INFORMATION SUPPLIED.

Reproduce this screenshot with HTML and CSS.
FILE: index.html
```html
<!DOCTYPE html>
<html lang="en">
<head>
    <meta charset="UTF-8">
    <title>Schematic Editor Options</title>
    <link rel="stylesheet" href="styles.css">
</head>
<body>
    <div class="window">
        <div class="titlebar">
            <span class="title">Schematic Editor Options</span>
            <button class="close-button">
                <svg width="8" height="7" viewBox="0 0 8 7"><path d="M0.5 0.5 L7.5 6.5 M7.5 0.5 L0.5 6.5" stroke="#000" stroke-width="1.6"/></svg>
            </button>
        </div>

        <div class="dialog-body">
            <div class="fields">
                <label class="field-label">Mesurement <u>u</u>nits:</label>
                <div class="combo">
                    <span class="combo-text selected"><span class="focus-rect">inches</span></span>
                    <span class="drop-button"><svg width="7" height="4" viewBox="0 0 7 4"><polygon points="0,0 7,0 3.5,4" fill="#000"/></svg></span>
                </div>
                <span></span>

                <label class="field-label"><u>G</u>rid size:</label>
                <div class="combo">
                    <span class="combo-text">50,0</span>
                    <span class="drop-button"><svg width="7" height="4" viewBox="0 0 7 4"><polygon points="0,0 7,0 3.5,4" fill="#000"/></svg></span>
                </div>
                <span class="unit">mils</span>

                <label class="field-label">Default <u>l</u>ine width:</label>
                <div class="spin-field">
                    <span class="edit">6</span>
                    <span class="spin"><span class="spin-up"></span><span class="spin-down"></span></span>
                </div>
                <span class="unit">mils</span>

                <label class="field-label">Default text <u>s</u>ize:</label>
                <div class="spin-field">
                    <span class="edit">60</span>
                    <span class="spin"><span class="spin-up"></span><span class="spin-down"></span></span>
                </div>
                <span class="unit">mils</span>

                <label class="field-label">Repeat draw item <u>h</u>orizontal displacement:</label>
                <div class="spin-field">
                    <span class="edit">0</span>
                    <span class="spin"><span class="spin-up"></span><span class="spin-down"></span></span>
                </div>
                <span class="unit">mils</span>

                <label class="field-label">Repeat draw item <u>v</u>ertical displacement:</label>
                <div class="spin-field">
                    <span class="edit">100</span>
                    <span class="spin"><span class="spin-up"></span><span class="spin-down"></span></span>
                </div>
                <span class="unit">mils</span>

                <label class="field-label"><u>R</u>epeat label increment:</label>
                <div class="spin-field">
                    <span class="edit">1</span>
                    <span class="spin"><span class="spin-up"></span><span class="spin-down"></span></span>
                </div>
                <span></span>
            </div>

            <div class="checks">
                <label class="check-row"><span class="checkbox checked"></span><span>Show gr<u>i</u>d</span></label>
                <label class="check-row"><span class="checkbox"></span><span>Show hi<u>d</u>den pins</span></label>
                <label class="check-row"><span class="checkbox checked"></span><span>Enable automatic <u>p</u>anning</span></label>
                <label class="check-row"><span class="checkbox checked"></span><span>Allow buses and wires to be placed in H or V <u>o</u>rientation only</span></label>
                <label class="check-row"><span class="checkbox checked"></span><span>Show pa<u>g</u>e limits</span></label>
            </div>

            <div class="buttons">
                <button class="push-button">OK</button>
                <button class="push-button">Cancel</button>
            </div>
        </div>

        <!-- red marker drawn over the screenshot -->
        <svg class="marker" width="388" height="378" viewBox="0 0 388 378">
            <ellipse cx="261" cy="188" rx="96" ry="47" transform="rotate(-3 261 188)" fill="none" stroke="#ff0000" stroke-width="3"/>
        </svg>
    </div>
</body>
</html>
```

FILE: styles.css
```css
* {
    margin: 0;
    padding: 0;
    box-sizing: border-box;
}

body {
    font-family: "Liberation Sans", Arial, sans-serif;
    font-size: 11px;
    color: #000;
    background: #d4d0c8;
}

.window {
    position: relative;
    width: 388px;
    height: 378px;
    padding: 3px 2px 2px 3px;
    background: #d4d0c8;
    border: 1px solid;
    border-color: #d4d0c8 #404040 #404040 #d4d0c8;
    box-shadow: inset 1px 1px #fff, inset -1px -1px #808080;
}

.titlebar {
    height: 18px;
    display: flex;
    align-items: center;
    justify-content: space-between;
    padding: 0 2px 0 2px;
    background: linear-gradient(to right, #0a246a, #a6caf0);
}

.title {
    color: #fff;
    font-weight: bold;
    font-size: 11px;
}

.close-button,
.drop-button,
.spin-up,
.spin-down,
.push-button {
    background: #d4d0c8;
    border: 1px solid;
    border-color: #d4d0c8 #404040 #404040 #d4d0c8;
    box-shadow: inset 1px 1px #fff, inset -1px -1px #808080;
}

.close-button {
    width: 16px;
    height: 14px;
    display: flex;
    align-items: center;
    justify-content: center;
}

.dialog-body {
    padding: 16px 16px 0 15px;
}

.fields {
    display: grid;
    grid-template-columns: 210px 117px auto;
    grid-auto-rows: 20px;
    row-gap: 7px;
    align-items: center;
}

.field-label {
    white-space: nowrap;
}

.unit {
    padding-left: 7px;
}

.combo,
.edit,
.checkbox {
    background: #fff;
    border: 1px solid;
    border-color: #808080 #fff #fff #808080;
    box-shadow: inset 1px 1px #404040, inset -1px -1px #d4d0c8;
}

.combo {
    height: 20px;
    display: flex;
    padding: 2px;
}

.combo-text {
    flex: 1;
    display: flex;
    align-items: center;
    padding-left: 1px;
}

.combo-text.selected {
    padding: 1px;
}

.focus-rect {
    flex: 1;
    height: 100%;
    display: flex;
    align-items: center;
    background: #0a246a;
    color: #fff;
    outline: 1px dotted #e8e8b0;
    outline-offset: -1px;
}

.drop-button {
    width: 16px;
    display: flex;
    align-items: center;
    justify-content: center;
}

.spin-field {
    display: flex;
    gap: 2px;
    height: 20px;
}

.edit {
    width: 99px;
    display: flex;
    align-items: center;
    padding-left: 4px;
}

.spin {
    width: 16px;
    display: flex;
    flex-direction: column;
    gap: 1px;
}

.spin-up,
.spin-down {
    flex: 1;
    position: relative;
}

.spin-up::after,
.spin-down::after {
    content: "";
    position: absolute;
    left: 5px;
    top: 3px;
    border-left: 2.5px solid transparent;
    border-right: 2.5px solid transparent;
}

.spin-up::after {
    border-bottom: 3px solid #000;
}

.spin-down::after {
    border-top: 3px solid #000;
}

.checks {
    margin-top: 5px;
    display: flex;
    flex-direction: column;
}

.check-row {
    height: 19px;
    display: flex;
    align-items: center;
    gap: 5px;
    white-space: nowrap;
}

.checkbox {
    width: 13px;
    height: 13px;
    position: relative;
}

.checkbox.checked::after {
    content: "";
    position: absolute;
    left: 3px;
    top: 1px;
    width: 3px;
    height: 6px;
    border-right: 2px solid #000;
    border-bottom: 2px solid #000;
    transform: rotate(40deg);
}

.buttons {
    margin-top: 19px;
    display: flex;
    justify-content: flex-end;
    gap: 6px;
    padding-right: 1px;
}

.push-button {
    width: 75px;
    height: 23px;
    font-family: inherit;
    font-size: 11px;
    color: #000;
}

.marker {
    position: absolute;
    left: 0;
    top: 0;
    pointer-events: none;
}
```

WORK TO DO.
Whenever "screenshot" turns up in a line, pick that line out.

FINISHED ANSWER.
Reproduce this screenshot with HTML and CSS.
        <!-- red marker drawn over the screenshot -->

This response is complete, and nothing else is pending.